After WW1, artists explored new approaches to abstraction and expressionism.  German artists—including Dix, Beckmann, Grosz, and Kollwitz—used dark, often violent imagery to depict the cruelty and despair of the post-war world.  Regarding life as meaninglessness, the Dadaists offered objects that nihilistically rejected familiar artistic values.  Influenced by Freud and Dadaism, the Surrealists plumbed the unconscious for truths beyond reason, producing works that ranged from expressionist distortions of reality to whimsical abstraction.  With his colleagues in De Stijl, Mondrian cultivated the pure abstraction of flat surfaces, straight lines, and primary colors to depict the universal reality behind appearances.  Breaking with the style of Rodin, sculptors of this period explored new directions.  Like Mondrian's paintings, Brancusi's sculptures attempted to represent fundamental essences through rigorous abstraction.  Initially a Surrealist, Giacometti later turned to more naturalistic representation, emphasizing slender, elongated human forms.  Influenced by non-Western art and Surrealism, Moore created sensuously modeled yet increasingly abstract sculptures.

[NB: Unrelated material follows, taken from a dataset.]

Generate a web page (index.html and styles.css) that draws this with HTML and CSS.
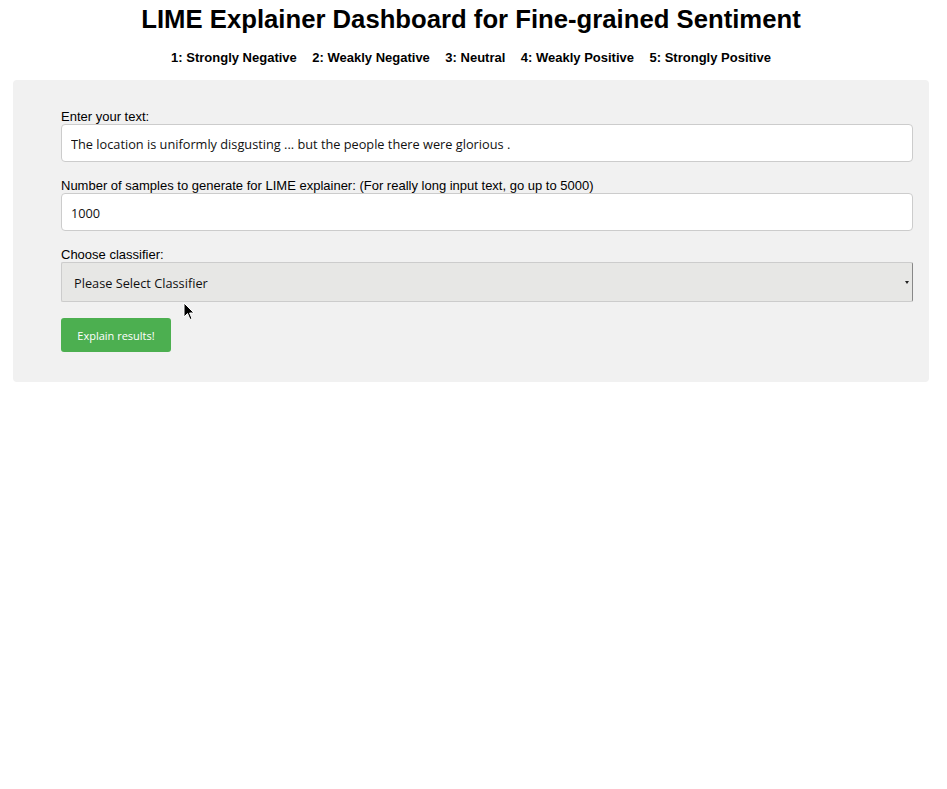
FILE: index.html
```html
<!DOCTYPE html>
<html>
<head>
<meta charset="utf-8">
<link rel="stylesheet" href="styles.css">
</head>
<body>
<h1 class="title">LIME Explainer Dashboard for Fine-grained Sentiment</h1>
<div class="legend">
  <span>1: Strongly Negative</span>
  <span>2: Weakly Negative</span>
  <span>3: Neutral</span>
  <span>4: Weakly Positive</span>
  <span>5: Strongly Positive</span>
</div>
<div class="panel">
  <form class="form">
    <label class="label">Enter your text:</label>
    <input class="field" type="text" value="The location is uniformly disgusting ... but the people there were glorious .">
    <label class="label gap">Number of samples to generate for LIME explainer: (For really long input text, go up to 5000)</label>
    <input class="field" type="text" value="1000">
    <label class="label gap">Choose classifier:</label>
    <div class="select-wrap">
      <select class="select"><option>Please Select Classifier</option></select>
    </div>
    <button class="btn" type="button">Explain results!</button>
  </form>
  <svg class="cursor" width="12" height="19" viewBox="0 0 12 19"><path d="M1 1 L1 15 L4.5 11.5 L7 17.5 L9 16.6 L6.6 11 L11 11 Z" fill="#000" stroke="#fff" stroke-width="1"/></svg>
</div>
</body>
</html>
```
FILE: styles.css
```css
html, body {
  margin: 0;
  padding: 0;
  background: #fff;
}
body {
  padding: 0 18px 0 13px;
  font-family: "Liberation Sans", Arial, sans-serif;
  color: #000;
}
.title {
  margin: 4px 0 0;
  font-size: 25.7px;
  line-height: 30px;
  text-align: center;
  font-weight: bold;
}
.legend {
  display: flex;
  justify-content: center;
  gap: 15.5px;
  margin-top: 16px;
  font-size: 13px;
  line-height: 15px;
  font-weight: bold;
}
.panel {
  position: relative;
  margin-top: 15px;
  background: #f1f1f1;
  border-radius: 4px;
  padding: 29px 16px 30px 48px;
}
.form {
  display: flex;
  flex-direction: column;
  align-items: flex-start;
}
.label {
  display: block;
  font-size: 13px;
  line-height: 15px;
  margin: 0;
}
.label.gap {
  margin-top: 16px;
}
.field {
  box-sizing: border-box;
  width: 100%;
  height: 38px;
  margin: 0;
  padding: 1px 9px 0;
  border: 1px solid #ccc;
  border-radius: 4px;
  background: #fff;
  font-family: "Open Sans", "Noto Sans", sans-serif;
  font-size: 12.75px;
  color: #111;
  outline: none;
}
.select-wrap {
  position: relative;
  width: 100%;
}
.select {
  box-sizing: border-box;
  width: 100%;
  height: 40px;
  margin: 0;
  padding: 1px 12px 0;
  border: 1px solid #ccc;
  border-right-color: #888;
  border-radius: 2px;
  background: #e7e7e5;
  font-family: "Open Sans", "Noto Sans", sans-serif;
  font-size: 12.75px;
  color: #111;
  -webkit-appearance: none;
  appearance: none;
  outline: none;
}
.select-wrap::after {
  content: "";
  position: absolute;
  right: 4px;
  top: 19px;
  border-left: 2.5px solid transparent;
  border-right: 2.5px solid transparent;
  border-top: 3px solid #222;
}
.btn {
  margin-top: 16px;
  width: 110px;
  height: 34px;
  border: none;
  border-radius: 3px;
  background: #4caf50;
  color: #fff;
  font-family: "Open Sans", "Noto Sans", sans-serif;
  font-size: 11px;
  padding: 0;
}
.cursor {
  position: absolute;
  left: 170px;
  top: 222px;
}
```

During this period, America made some of its greatest contributions to Western music.  Notable for its syncopated rhythms, ragtime was composed mainly by African-American pianists such as Scott Joplin, who wrote several of the most enduring rags.  Exemplified by the songs of Bessie Smith and other singers, blues was a vocal and instrumental style featuring improvised solos and distinctive "blue note" phrasing of repeated major chords.  Incorporating improvisation and call-and-response, jazz also combined elements from blues, ragtime, and band music.  Early jazz included the Dixieland of Morton and Armstrong, and the riff-based swing pioneered by Ellington and other arrangers.  George Gershwin combined jazz and classical idioms in his songs, instrumental works, and Broadway scores.

Despite some lingering confidence in progress, on the eve of World War I, many Europeans doubted the future of Western civilization.  The war turned that doubt into disillusion, convincing many that reason and morality were shattered, that scientific progress meant more efficient carnage, and that liberalism was naďve.  In the face of this crisis, many artists, intellectuals, and veterans hoped to prevent another such cataclysm by vigorously endorsing democratic and socialist ideals.  However, others embraced militarism and totalitarian ideologies as the only viable responses to a meaningless, chaotic world.  Brutal dictatorships rose in Germany, Italy, and Russia.  With a powerful model of total war to emulate, these would mobilize their national resources with unprecedented efficiency, pursuing a war that nearly eradicated democracy from Europe.